Western Powder Loads for the .357 Mag. Henry Big Boy (and other lever action carbines)
The Henry Big Boy lever action carbine has been around for many years. It is currently chambered in .327 Mag, .357 Mag., .41 Mag., .44 Mag. and .45 Colt calibers. It is available in brass frame, blued steel frame, color case hardened steel frame and inclement weather versions. It has become popular with cowboy action shooters, as well as hunters. When we recently had the opportunity to test the new Color Case Hardened Big Boy in .357 Magnum caliber for Guns and Shooting Online, we jumped at the chance.
There is one problem with modern .357 Magnum loads: Many of the ammunition manufacturers have watered down their .357 Magnum factory loads. You read that right. They have reduced the powder charge to make the round more acceptable in small frame revolvers, for which the Magnum was never intended in the first place.
Because of these reduced power loads, many commercial .357 Magnum offerings are not suitable for hunting feral hogs, or deer. You must carefully choose your ammunition for the intended purpose. If you are serious about hunting with a .357 caliber carbine, it is better to reload your own ammunition to ensure it is capable of humanely harvesting the intended game.
There are a wide range of acceptable bullets available and multiple powders are listed in most reloading manuals. In our original article, our reloads were powered by Hodgdon's H110, a long time top performer in Magnum handgun cartridges. (Winchester 296 is the same powder with a different name.)
However, several of our readers have asked us to test the performance of three Western powders (11FS, Enforcer and 1680) in a .357 Magnum carbine. We used Rob Behr's new book, Western Powders Handloading Guide, for the following load data. If you do not have Rob's book, buy it, you will not regret the decision. It is loaded with factual information of value to beginners as well as advanced reloaders.
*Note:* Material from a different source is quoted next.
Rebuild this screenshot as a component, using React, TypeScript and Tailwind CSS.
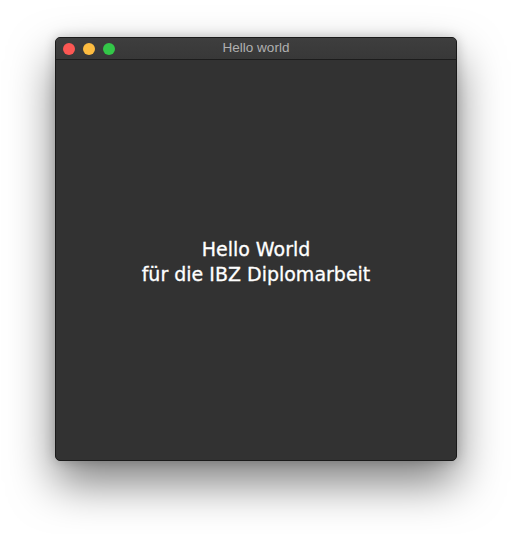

We loaded fifty rounds of each powder using new Starline brass, CCI magnum primers and 158 grain Hornady XTP bullets. Prior to firing for accuracy, all three loads were chronographed to determine their average velocity. The results were entered into the Exbal ballistic program to obtain values at 25 yard increments from 0 yards (M.V.) to 100 yards. Our Zia Rifle and Pistol Range here in New Mexico sits at 5,232 feet elevation.
We fired multiple three and four shot groups using the new Caldwell Turret Rest at 75 yards. A .357 Magnum rifle/carbine shooting full power hunting ammunition should be effective up to 100 yards on deer and wild hogs, with proper bullet placement. Following are the accuracy and ballistic results.
11FS Powder (15.7 grains) w/158 grain Hornady XTP bullet
75 yard Accuracy: Smallest group 1/2 in.; largest group 1-1/4 in.; average group size 7/8 in.
Muzzle: 1,544 f.p.s. / 836 ft. lbs.
1680 Powder (17.0 grains) w/158 grain Hornady XTP bullet
75 yard Accuracy: Smallest group 1/2 in.; largest group 1-0 in.; average group size 7/8 in.
Muzzle: 1,700 f.p.s. / 1,014 ft. lbs.
Enforcer Powder (13.0 grains) w/158 grain XTP bullet
75 yard Accuracy: Smallest group 7/8 in.; largest group 1-1/2 in.; average group size 1-1/4 in.
Muzzle: 1,300 f.p.s. / 593 ft. lbs.
It should be of no surprise to anyone that with proper loads the Henry Big Boy is a real tack-driver. However, with 1680 and 11FS powders, it was so accurate that one has to see the targets to believe it possible from a lever gun shooting pistol ammunition.
(Interestingly, G&S Online has reviewed Henry, Marlin, Winchester and Uberti lever actions in .357 Magnum [see the Product Reviews index page] and they all delivered very good accuracy results. Our conclusion is the .357 Magnum makes a good, short range rifle caliber. -Editor)
The Western 1680 powder ballistic results are quite similar to H110 / Win. 296 maximum loads and 1680 is, by far, the Western powder most suitable for close range deer and feral hog hunts. The Enforcer load, while enjoyable to shoot due to its very light recoil in the Henry Big Boy, is more of a plinking and fun round, rather than a hunting load. It would probably be a good choice for use in a snub-nose revolver.
If you do not reload with Western powders, it is worth giving them a try. They shoot clean, shoot accurately and meter well.